Paris : Gallimard, 2021, 261 pages, 14 € (Série noire)
🙂 🙂 🙂 « Verjat, il est à Montpellier, Verjat ! »
L’inspecteur Germain Verjat souffre du syndrome du bon sheriff : toutes ces années passées à poursuivre les voleurs, violeurs et autres flingueurs l’ont poussé à se forger une conception très idéaliste de la justice. Pour lui, il s’agit tout simplement de fiche les méchants derrière les barreaux. Malheureusement, il doit bien le constater : « il y a maintenant deux sortes de policiers : ceux qui font de la politique et ceux qui n’en font pas ». Et lui, il appartient à la seconde : il ne couvre pas ses arrières, il n’a peur de déplaire ni aux politiques ni aux magistrats.
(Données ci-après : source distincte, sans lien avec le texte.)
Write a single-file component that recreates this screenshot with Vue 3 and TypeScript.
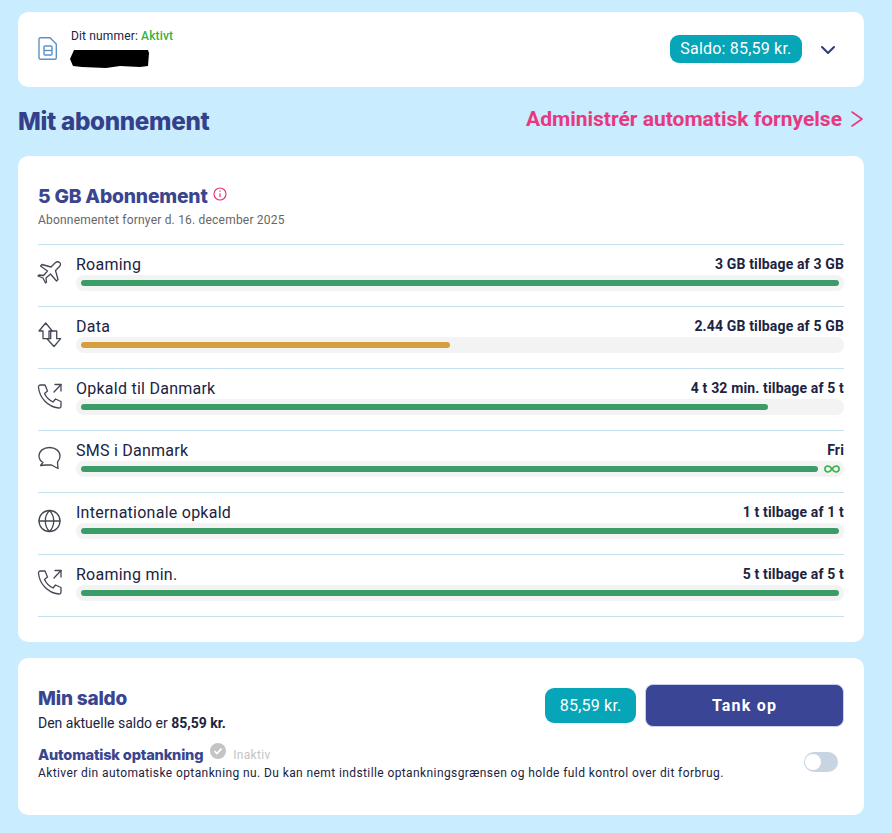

Et le voici, à presque 50 ans, accusé par ceux-là même auxquels il a rendu tant de services mais qu’il a sans doute froissé bien des fois, ces politicards et juges de province. Accusé d’avoir entretenu des relations privilégiées avec la pègre, d’avoir palpé. Il a beau leur clamer que « les sources de nos informations ne coulent pas chez les franciscains », tenter de leur faire comprendre que la grande majorité des affaires criminelles ne se résout que grâce aux informateurs, rien n’y fait, les abrutis hypocrites veulent sa peau. Pour l’exemple. Alors, plutôt que de se laisser couler tout doucement, Verjat et Maurat, son adjoint et complice de toujours, décident de passer à l’action et pour une fois, de se servir.
L’ère de l’hypocrisie
Originellement publié en Série Noire en 1974, « Adieu poulet » est l’œuvre de Jean Laborde, un journaliste français, spécialisé dans les affaires criminelles, et auteur de polars sous divers pseudonymes, dont celui de Raf Valet. Réédité ces jours-ci par Gallimard dans la même collection (mais en plus grand format), l’œuvre n’a rien perdu de sa verve -même si parmi les quelques termes d’argot qui y fleurissent, certains n’évoqueront plus grand chose à bon nombre de lecteurs- et encore moins de son actualité. Début des années ’70, le mouvement de pourrissement des institutions était bien enclenché. Élus corrompus, malfrats, trafiquants de drogue, entrepreneurs véreux, flics suivant le sens du vent : tout ce beau monde batifolait gaiement au rythme des arrivées d’argent sale. En face, des policiers comme Maurat et Verjat pensent accomplir leur travail correctement, même s’ils doivent se mouiller. Mais, déjà à leur époque et dans leurs propres rangs, tous les deux le constatent : « nous retombons dans l’ère de l’hypocrisie ». C’est là la question principale du bouquin : comment, si pour des raisons excessivement vertueuses un magistrat pointilleux, coincé et trop heureux de casser du flic les en empêche, comment les policiers peuvent-ils exercer leur véritable boulot, soit punir les méchants et protéger les gentils ? Le constat de Maurat est cinglant : « je croyais que la loi était faite pour empêcher les injustices, je me suis aperçu qu’elle les favorise ».
Doublé gagnant
Pour ceux qui ont vu et aimé le film du même titre réalisé en 1975 par Pierre Granier-Deferre, le roman se révèlera -même si on y retrouve le même humour ironique- plus acide et plus fortement teinté du désenchantement et de la perte des illusions. Interprété par Lino Ventura, le personnage de Verjat relevait de l’archétype du héros incompris. Mais il était irréprochable et ce dont il était accusé relevait du coup monté. Le Verjat du bouquin ne nie pas s’être réellement mouillé…pour la bonne cause. Et la façon très intelligente et aventureuse avec laquelle il tire ici les marrons du feu ne transparaît pas non plus dans le film. C’est tant mieux, nous voici avec un roman à l’intrigue politico-policière enlevée, dénonciatrice et toujours actuelle, qui repose sur des dialogues vifs et verts, fort différent de son adaptation cinématographique. Adaptation qui n’en restera pas moins un classique du genre -notamment grâce à sa dernière réplique mythique, utilisée comme titre de cette chronique. Doublé gagnant.